[Instructions for the task] In how many lines of the data does the word "this" appear? Give the number by itself.

[Records provided]
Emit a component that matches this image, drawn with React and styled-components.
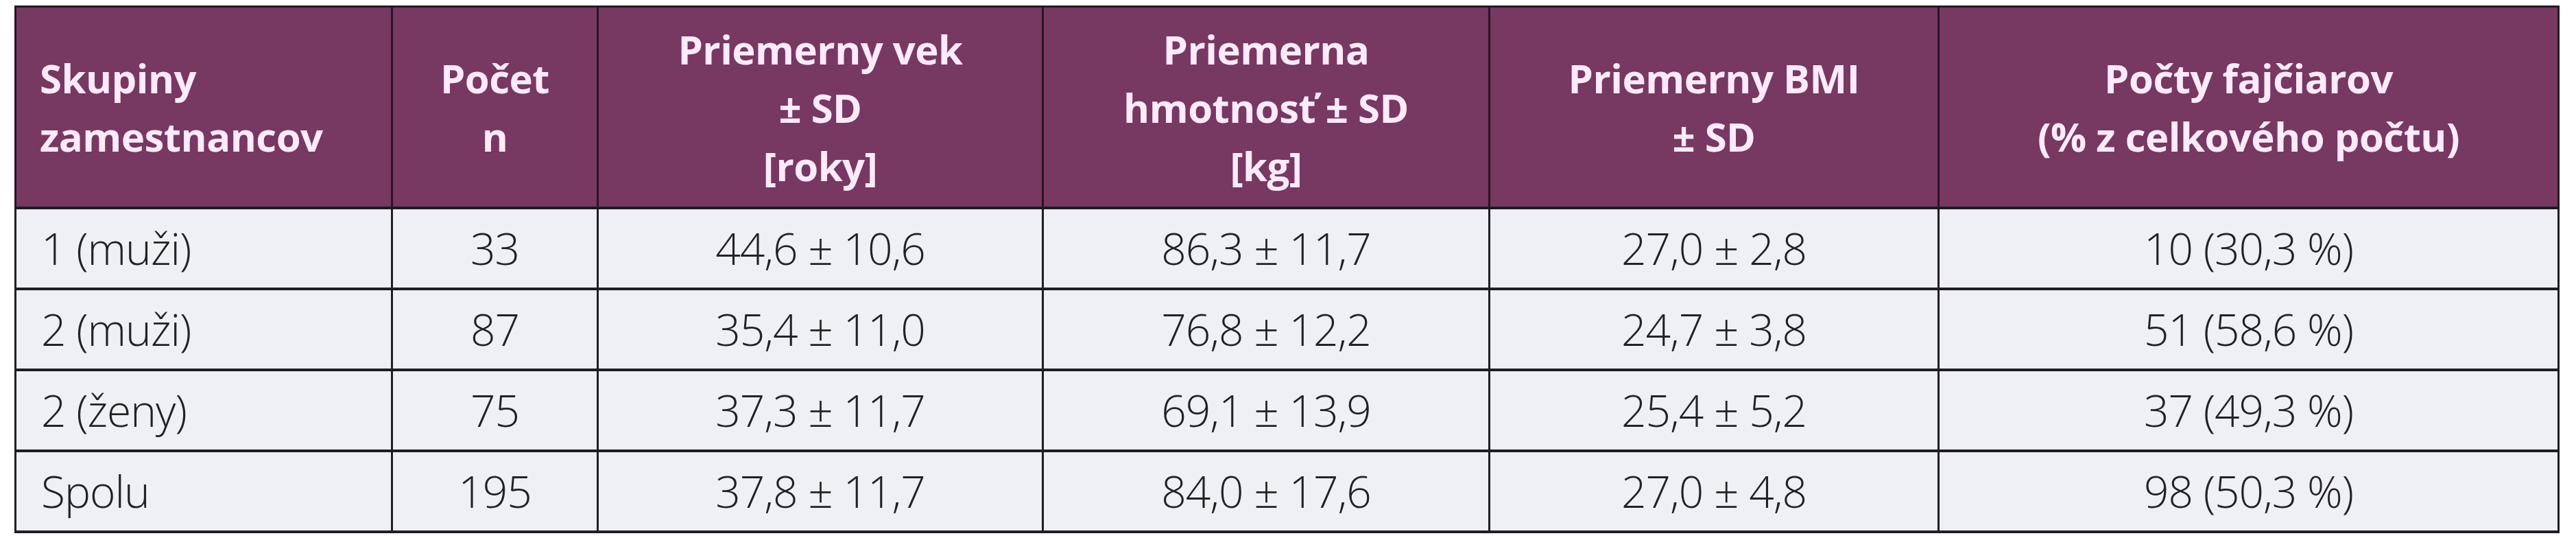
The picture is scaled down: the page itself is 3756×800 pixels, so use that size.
==
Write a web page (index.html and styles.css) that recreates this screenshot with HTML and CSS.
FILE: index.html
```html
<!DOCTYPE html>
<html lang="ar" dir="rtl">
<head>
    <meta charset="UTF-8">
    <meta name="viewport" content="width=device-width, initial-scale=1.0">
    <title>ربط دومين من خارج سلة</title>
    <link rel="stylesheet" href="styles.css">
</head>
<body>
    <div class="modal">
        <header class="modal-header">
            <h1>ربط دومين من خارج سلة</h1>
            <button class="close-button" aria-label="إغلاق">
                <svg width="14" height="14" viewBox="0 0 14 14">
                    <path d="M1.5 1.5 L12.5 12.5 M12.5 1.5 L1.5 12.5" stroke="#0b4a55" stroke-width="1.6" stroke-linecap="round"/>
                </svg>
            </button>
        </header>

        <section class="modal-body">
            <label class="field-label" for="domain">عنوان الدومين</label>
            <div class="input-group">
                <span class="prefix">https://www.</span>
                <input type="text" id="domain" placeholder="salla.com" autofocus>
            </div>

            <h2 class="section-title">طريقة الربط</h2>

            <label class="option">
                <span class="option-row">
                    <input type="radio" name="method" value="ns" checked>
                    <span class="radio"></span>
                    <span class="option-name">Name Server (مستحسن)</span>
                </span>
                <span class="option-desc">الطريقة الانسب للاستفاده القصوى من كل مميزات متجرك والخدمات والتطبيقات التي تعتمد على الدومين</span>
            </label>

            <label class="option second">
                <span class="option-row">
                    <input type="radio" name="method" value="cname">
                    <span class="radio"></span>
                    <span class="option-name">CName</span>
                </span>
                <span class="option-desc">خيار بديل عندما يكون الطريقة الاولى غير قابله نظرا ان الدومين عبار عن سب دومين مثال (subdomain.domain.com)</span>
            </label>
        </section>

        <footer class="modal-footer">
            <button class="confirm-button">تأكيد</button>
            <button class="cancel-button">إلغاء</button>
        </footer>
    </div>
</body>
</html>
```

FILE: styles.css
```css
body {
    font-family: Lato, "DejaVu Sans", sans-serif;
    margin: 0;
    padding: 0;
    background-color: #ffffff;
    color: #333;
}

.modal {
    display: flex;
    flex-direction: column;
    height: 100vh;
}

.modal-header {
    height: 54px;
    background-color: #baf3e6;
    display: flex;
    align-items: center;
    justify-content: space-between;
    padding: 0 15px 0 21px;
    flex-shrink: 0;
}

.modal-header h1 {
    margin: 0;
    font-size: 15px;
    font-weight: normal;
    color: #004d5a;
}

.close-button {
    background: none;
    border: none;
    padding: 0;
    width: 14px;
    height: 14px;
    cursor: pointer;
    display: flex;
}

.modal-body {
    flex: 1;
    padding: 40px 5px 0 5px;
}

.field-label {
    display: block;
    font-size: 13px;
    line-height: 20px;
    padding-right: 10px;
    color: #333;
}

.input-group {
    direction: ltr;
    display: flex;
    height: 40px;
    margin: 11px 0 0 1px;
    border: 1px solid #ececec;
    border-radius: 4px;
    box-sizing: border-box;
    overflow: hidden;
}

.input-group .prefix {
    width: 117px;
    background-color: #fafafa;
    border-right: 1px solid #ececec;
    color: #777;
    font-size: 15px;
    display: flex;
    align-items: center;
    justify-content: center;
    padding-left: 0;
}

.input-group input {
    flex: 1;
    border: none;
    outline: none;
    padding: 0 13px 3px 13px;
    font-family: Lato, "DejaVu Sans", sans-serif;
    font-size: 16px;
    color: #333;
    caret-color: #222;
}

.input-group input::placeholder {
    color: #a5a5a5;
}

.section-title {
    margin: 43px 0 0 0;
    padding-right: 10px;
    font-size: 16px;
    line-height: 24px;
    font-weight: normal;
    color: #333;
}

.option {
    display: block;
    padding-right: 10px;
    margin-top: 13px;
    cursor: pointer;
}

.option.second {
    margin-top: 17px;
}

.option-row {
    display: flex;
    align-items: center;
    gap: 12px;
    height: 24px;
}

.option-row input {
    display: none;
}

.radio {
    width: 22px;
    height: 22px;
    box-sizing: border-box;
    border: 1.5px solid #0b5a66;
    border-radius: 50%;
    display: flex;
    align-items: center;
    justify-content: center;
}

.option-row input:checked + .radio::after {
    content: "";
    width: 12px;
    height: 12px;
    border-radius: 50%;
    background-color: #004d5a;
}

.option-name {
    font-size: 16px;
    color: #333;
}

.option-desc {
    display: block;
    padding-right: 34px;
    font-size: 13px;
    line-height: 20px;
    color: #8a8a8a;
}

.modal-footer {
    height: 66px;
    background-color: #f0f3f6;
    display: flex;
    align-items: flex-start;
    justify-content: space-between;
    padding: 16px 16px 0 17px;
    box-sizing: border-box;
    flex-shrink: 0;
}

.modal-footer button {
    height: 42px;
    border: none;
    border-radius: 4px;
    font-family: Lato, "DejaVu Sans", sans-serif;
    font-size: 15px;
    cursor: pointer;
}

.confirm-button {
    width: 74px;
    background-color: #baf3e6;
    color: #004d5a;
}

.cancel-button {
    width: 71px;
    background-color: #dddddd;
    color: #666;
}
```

[Complete response] 2